Алекиан едва нашел в себе силы, чтобы не закричать послу, что он согласен, согласен на все! На любые условия, ибо такова воля Светлого! Так вот что означал странный голос, звучащий время от времени в голове: «Думай о западе, о западе, о западе…» Голос поселился в голове после болезни. Какой запад, недоумевал Алекиан, если Гева на востоке, эльфы на севере, гномы — на северо-востоке. Но странный липкий шепот звучал в ушах все чаще и чаще: запад, запад… Так вот что предвещал навязчивый голос — появление энмарских послов. Конечно, воля небес состоит в том, чтоб принять условия Совета негоциантов. Но император все же сдержался и ответил с достоинством:
— Мастер, ответ вы получите завтра. Мы приняли решение, но, прежде чем огласить его, желаем обсудить на совете.

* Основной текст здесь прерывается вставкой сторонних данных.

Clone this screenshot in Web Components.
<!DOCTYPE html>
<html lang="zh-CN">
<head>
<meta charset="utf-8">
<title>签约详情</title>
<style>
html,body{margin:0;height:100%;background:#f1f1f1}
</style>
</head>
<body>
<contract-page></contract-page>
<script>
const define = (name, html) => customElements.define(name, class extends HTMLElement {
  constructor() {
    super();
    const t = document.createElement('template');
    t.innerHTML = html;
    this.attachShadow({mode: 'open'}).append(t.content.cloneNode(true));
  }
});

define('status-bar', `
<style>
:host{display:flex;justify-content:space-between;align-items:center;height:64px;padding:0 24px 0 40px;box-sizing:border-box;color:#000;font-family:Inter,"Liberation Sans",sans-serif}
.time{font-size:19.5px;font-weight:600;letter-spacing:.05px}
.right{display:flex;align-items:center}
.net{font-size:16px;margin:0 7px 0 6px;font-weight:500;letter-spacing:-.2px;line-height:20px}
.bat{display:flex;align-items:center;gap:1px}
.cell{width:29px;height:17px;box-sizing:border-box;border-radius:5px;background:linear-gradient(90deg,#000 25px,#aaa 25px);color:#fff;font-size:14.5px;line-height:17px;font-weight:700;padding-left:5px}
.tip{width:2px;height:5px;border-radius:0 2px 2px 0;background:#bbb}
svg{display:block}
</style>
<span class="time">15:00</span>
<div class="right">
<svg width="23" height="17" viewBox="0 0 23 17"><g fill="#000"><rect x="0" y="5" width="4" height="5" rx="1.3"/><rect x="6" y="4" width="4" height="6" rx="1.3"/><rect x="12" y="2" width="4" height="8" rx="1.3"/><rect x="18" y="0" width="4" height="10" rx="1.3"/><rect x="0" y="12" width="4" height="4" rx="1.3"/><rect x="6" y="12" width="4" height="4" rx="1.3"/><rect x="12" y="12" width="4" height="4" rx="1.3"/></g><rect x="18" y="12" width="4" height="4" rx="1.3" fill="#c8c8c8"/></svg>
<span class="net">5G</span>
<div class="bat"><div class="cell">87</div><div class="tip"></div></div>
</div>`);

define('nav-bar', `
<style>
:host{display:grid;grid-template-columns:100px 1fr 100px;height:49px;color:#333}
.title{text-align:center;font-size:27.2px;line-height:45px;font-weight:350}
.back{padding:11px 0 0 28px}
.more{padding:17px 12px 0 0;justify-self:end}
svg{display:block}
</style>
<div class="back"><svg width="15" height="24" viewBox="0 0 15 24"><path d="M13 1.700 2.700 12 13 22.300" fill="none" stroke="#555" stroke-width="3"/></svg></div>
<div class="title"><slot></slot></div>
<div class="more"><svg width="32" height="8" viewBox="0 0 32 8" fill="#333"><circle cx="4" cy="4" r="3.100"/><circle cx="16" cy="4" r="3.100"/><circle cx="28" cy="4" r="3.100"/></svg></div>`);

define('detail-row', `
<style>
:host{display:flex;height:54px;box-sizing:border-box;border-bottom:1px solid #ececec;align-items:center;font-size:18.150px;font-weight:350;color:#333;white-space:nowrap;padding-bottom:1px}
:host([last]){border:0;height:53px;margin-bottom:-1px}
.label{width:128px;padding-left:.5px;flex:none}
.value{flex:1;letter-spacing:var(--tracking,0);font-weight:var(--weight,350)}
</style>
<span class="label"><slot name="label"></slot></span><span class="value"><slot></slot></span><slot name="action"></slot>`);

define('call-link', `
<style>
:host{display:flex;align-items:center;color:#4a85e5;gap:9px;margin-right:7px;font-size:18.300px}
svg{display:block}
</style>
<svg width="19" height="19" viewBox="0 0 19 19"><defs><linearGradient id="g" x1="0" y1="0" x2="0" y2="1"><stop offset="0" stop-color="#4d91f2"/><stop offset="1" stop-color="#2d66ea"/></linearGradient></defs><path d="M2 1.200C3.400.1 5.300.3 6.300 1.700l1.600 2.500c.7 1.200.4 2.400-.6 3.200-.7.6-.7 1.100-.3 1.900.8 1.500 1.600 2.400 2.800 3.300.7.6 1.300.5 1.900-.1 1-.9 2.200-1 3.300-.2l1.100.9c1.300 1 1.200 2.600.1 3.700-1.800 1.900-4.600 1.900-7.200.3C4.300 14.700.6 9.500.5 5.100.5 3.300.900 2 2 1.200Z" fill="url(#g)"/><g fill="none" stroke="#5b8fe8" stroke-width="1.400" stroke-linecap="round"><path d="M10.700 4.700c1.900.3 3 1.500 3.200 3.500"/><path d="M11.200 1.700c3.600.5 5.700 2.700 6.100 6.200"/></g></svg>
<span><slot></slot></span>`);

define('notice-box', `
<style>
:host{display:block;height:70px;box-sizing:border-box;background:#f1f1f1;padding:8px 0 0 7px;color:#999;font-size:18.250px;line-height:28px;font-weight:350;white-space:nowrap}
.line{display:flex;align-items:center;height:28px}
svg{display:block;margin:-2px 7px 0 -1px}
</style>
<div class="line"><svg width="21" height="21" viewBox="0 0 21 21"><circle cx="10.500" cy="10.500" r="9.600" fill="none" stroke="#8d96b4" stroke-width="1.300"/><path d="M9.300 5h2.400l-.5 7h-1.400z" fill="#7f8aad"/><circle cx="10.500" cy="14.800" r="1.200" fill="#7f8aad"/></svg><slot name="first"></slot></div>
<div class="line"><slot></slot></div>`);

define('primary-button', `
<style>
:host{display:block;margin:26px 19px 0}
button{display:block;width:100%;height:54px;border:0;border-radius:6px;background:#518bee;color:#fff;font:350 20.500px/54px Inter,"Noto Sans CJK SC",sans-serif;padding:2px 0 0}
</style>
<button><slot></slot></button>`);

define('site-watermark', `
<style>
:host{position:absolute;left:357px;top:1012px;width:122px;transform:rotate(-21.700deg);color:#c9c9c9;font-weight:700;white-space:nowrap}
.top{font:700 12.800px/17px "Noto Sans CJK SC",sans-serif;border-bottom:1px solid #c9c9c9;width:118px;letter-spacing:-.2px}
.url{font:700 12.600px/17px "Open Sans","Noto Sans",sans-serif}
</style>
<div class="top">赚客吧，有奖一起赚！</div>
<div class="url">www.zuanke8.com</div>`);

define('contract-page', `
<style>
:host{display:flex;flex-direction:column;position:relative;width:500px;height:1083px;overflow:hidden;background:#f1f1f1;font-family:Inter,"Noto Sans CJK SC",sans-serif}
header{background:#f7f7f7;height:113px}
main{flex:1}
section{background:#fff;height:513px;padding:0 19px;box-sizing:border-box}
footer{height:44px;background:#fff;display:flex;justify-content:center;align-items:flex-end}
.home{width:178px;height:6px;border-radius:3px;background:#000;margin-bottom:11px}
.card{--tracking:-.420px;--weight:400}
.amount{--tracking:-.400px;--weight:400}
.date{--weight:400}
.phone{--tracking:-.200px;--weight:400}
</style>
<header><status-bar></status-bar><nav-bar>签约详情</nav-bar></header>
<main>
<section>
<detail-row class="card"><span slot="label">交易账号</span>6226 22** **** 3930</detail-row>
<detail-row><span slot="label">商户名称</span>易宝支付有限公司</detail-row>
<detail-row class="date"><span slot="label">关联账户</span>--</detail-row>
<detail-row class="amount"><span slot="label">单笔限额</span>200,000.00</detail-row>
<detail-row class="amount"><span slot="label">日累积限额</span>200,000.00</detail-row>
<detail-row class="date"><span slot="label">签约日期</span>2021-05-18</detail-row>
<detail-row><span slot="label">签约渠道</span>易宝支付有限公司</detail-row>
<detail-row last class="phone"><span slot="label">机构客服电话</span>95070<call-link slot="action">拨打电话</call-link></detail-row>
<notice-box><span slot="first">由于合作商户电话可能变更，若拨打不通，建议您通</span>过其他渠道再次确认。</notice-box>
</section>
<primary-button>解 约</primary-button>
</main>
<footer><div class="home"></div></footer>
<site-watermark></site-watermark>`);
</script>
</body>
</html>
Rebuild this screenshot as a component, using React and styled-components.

Затем Алекиан поднялся с пыльного сундука, давая понять послу, что разговор окончен. Тиль Ойер торопливо вскочил и отступил на шаг, чтобы отвесить поклон. Но, когда купец разогнул спину, Алекиан уже выходил из комнатенки. Следом за ним помещение покинул Кенперт, так что послу не оставалось ничего иного, как поспешить за рыцарем. Император, задрав подбородок, проследовал к трону, подождал, пока мастер Тиль присоединится к спутникам, затем негромко, но внятно, объявил:
— Почтенные послы славного Энмара! Ваше обращение мы выслушали со вниманием и приязнью. Нам радостно сознавать, что цели Совета Негоциантов совпадают с нашими желаниями. Окончательный ответ будет оглашен завтра. Ступайте и ожидайте нашего решения.
Послы склонились перед троном. Алекиан, не дожидаясь, пока церемония прощания завершится, поднялся и зашагал мимо энмарцев к выходу. Свита была вынуждена устремиться следом. На ходу император велел собрать малый совет. В галерее, за дверью ожидал отец Когер. Алекиан кивнул священнику:
— Отец, мы желаем помолиться с вами вместе.
Затем обернулся к свите:
— Сэр Кенперт, пригласите его высокопреосвященство Мунта и епископа Фенокса. Дорогая, на сей раз мы желаем, чтобы вы присутствовали на совете. И пусть явится Коклос. Прохвост наловчился следить за нами, так пусть присутствует явно. Мы давно не слышали его дурацких советов. Пусть мелет глупости, решение уже принято, и слова Коклоса ничего не изменят.
Объявив свою волю, император, сопровождаемый Когером, удалился в часовню, Санелана пошла искать карлика, Кенперт тоже заторопился прочь, чтобы отправить посыльных за канцлером и архиепископом… когда энмарцы вышли из тронного зала, галерея опустела. Послы молча отошли подальше от дверей, где застыли с обнаженными мечами гвардейцы и, едва решили, что их никто не слышит, засыпали мастера Тиля вопросами.
Группа медленно шагали к выходу, по дороге старший посол вполголоса делился впечатлениями. Спутники недоумевали, что могло так повлиять на Алекиана, которого в Энмаре считали недалеким, вздорным и упрямым юношей. Тиль Ойер только руками разводил — как бы там ни было, что бы ни творилось в голове императора, но решение он принял мгновенно. Положительное, надо полагать, решение! Он сказал «да», не стал требовать выдачи герцога Фенгима, даже не вспомнил… Больше глава посольства ничего не мог объяснить. Ничего вразумительного, кроме несколько раз повторенного «да», он не услышал — ну и слава Гилфингу! Чего же еще? Рубин согласился, Сапфир из упрямства стал спорить — дескать, необходимо угадать, что движет императором… Не кроется ли в его сговорчивости подвох?
В это время Алекиан преклонил колени в часовне и, опустившись на холодный пол, истово молился. Липкий голос, поселившийся в голове императора после болезни, отвечал. Император побелевшими губами читал слова древней молитвы, адресуя их навязчивому невидимке, с каждым выдохом изо рта вырывалось облачко пара, рядом размеренно бубнил Когер. Постепенно отступали мысли, снисходило спокойствие… в душе юного императора воцарился мир, исчезли сомнения, улетучилось волнение — не осталось ничего, кроме чужого голоса.
Совет собрался спустя два часа — только к этому времени удалось отыскать архиепископа. Мунт не сидел сложа руки. Конец зимы — такое время, когда странствия затруднены по милости Матери Гунгиллы — глава Церкви проводил в храмах столицы. Каждый день он посещал одну из многочисленных церквей Ванетинии, не избегал и крошечных часовенок, возведенных в честь той или иной знаменательной даты, причем не всегда предупреждал секретарей, куда отправляется. У каждого свои причуды, вот и его преосвященство имел странную привычку — ему доставляло удовольствие молиться в скромных маленьких храмах, в окружении случайных людей.